Tidyverse Packages in detail
When working with Data Science in R, the Tidyverse packages are your ultimate toolkit! These packages were designed specifically for Data Science and share a unified design philosophy.
The Tidyverse packages cover the entire data science workflow, from data import and tidying to transformation and visualization. For example, readr is used for data importing, tibble and tidyr for tidying, dplyr and stringr for transformation, and ggplot2 for visualization.
What Are the Tidyverse Packages in R?
Core Tidyverse Packages
There are eight core Tidyverse packages: ggplot2, dplyr, tidyr, readr, purrr, tibble, stringr, and forcats. These are automatically loaded when you use the command:
install.packages("tidyverse")
Specialized Packages
In addition to the core packages, the Tidyverse also includes specialized packages like DBI for databases, httr for web APIs, and rvest for web scraping. These need to be loaded individually.
Now, let’s explore the core Tidyverse packages and their uses.
Data Visualization and Exploration
1. ggplot2: ggplot2 is a powerful data visualization library based on the “Grammar of Graphics.” It allows you to create visualizations like bar charts, scatter plots, and histograms using a high-level API. Once you define the mapping of variables to aesthetics, ggplot2 takes care of the rest.
To install ggplot2:
install.packages("ggplot2")
Or use the development version:
devtools::install_github("tidyverse/ggplot2")
Example:
# Load the library
library(ggplot2)
# Create a dataframe with categories and values
data <- data.frame(
Category = c('X', 'Y', 'Z', 'W'),
Value = c(10, 20, 15, 25)
)
# Create a bar plot
ggplot(data, aes(x = Category, y = Value, fill = Category)) +
geom_bar(stat = "identity")
Output: A bar plot with default colors for the bars based on categories.
Data Wrangling and Transformation
1. dplyr: dplyr is a widely-used library for data manipulation. Its key functions, often used with group_by(), include:
mutate(): Adds new variables.select(): Selects specific columns.filter(): Filters rows based on conditions.summarise(): Aggregates data.arrange(): Sorts rows.
To install dplyr:
install.packages("dplyr")
Or use the development version:
devtools::install_github("tidyverse/dplyr")
Example: Filtering Rows
library(dplyr)
# Using the built-in mtcars dataset
mtcars %>% filter(cyl == 6)
Output: Displays rows of the mtcars dataset where the number of cylinders is 6.
2. tidyr: tidyr helps tidy your data, ensuring each variable has its own column and each observation its own row.
Key functions include:
- Pivoting: Reshaping data between wide and long formats.

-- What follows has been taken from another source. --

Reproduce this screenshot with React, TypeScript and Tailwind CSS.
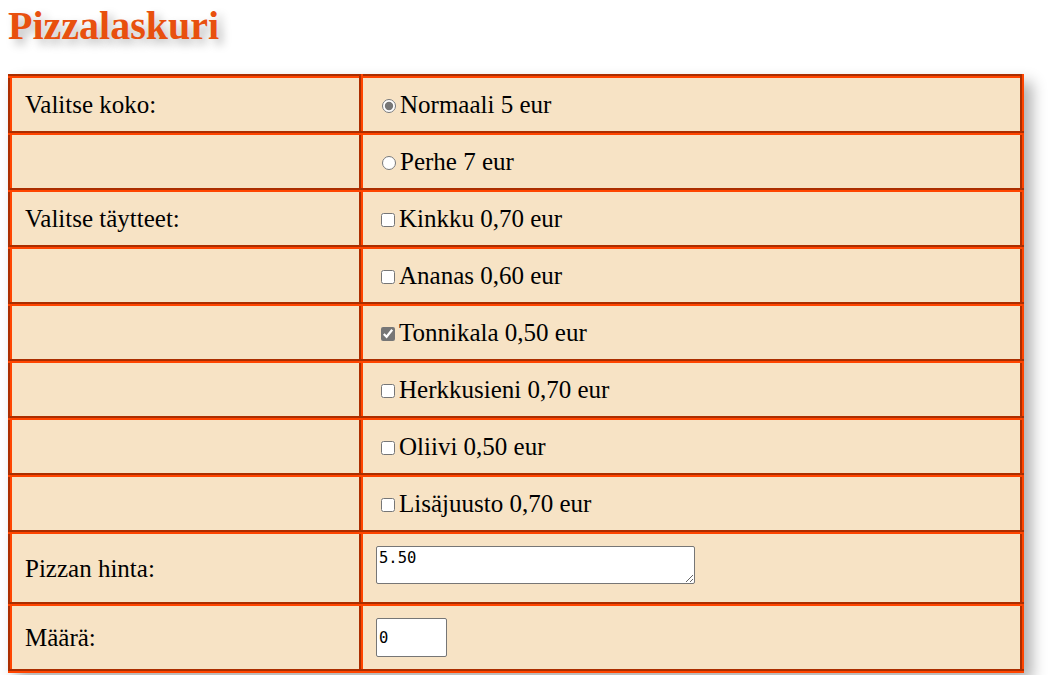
import React from 'react';

const sizes = [
  { label: 'Normaali 5 eur', checked: true },
  { label: 'Perhe 7 eur', checked: false },
];

const toppings = [
  { label: 'Kinkku 0,70 eur', checked: false },
  { label: 'Ananas 0,60 eur', checked: false },
  { label: 'Tonnikala 0,50 eur', checked: true },
  { label: 'Herkkusieni 0,70 eur', checked: false },
  { label: 'Oliivi 0,50 eur', checked: false },
  { label: 'Lisäjuusto 0,70 eur', checked: false },
];

const serif = "font-['Liberation_Serif','Times_New_Roman',serif]";
const cell = `border-4 border-[#ff4500] [border-style:groove] bg-[#f7e3c5] px-[13px] py-[12px] align-middle text-[25px] leading-[29px] font-normal ${serif}`;

export default function App() {
  return (
    <div className={`min-h-screen bg-white px-2 text-black ${serif}`}>
      <h1 className="text-[40px] leading-[52px] font-bold text-[#e8500e] [text-shadow:5px_5px_10px_#b8b8b8]">
        Pizzalaskuri
      </h1>

      <table className={`mt-[22px] w-[1016px] border-collapse shadow-[8px_8px_14px_#b0b0b0] ${serif}`}>
        <tbody>
          {sizes.map((s, i) => (
            <tr key={s.label}>
              <td className={`${cell} w-[351px]`}>{i === 0 ? 'Valitse koko:' : ''}</td>
              <td className={cell}>
                <label>
                  <input
                    type="radio"
                    name="koko"
                    defaultChecked={s.checked}
                    className="mt-[3px] mr-[4px] ml-[6px] h-[14px] w-[14px] accent-[#767676]"
                  />
                  {s.label}
                </label>
              </td>
            </tr>
          ))}

          {toppings.map((t, i) => (
            <tr key={t.label}>
              <td className={cell}>{i === 0 ? 'Valitse täytteet:' : ''}</td>
              <td className={cell}>
                <label>
                  <input
                    type="checkbox"
                    defaultChecked={t.checked}
                    className="my-[3px] mr-[4px] ml-[5px] h-[14px] w-[14px] accent-[#767676]"
                  />
                  {t.label}
                </label>
              </td>
            </tr>
          ))}

          <tr>
            <td className={cell}>Pizzan hinta:</td>
            <td className={cell}>
              <textarea
                readOnly
                defaultValue="5.50"
                className="h-[38px] w-[319px] rounded-[2px] border border-[#767676] bg-white px-[2px] py-[2px] align-baseline font-['DejaVu_Sans_Mono',monospace] text-[15.5px] leading-[18px] text-black"
              />
            </td>
          </tr>

          <tr>
            <td className={cell}>Määrä:</td>
            <td className={cell}>
              <input
                type="text"
                defaultValue="0"
                className="h-[39px] w-[71px] rounded-[2px] border border-[#767676] bg-white px-[2px] align-top font-['DejaVu_Sans_Mono',monospace] text-[15.5px] text-black"
              />
            </td>
          </tr>
        </tbody>
      </table>
    </div>
  );
}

- Nesting: Grouping data into nested structures.
- Splitting/Combining: Working with character columns.
To install tidyr:
install.packages("tidyr")
Or use the development version:
devtools::install_github("tidyverse/tidyr")
Example: Reshaping Data with pivot_longer()
library(tidyr)
# Create a data frame
data <- data.frame(
ID = 1:5,
Score1 = c(80, 90, 85, 88, 92),
Score2 = c(75, 85, 82, 89, 95)
)
# Convert wide format to long format
long_data <- data %>%
pivot_longer(cols = starts_with("Score"),
names_to = "Score_Type",
values_to = "Value")
print(long_data)
Output:
ID Score_Type Value
1 1 Score1 80
2 1 Score2 75
3 2 Score1 90
4 2 Score2 85
...
3. stringr: stringr simplifies string manipulation in R, offering consistent naming conventions. Functions include:
str_detect(): Detect patterns.str_extract(): Extract patterns.str_replace(): Replace patterns.str_length(): Compute string length.
To install stringr:
install.packages("stringr")
Example: Calculating String Length
library(stringr)
# Calculate string length
length <- str_length("Tidyverse")
print(length)
Output:
9
4. Forcats: The forcats library in R is designed to address common challenges associated with working with categorical variables, often referred to as factors. Factors are variables with a fixed set of possible values, which are predefined. forcats helps with tasks like reordering levels, modifying the order of values, and other related operations.
Some key functions in forcats include:
fct_relevel(): Reorders factor levels manually.fct_reorder(): Reorders a factor based on another variable.fct_infreq(): Reorders a factor by frequency of values.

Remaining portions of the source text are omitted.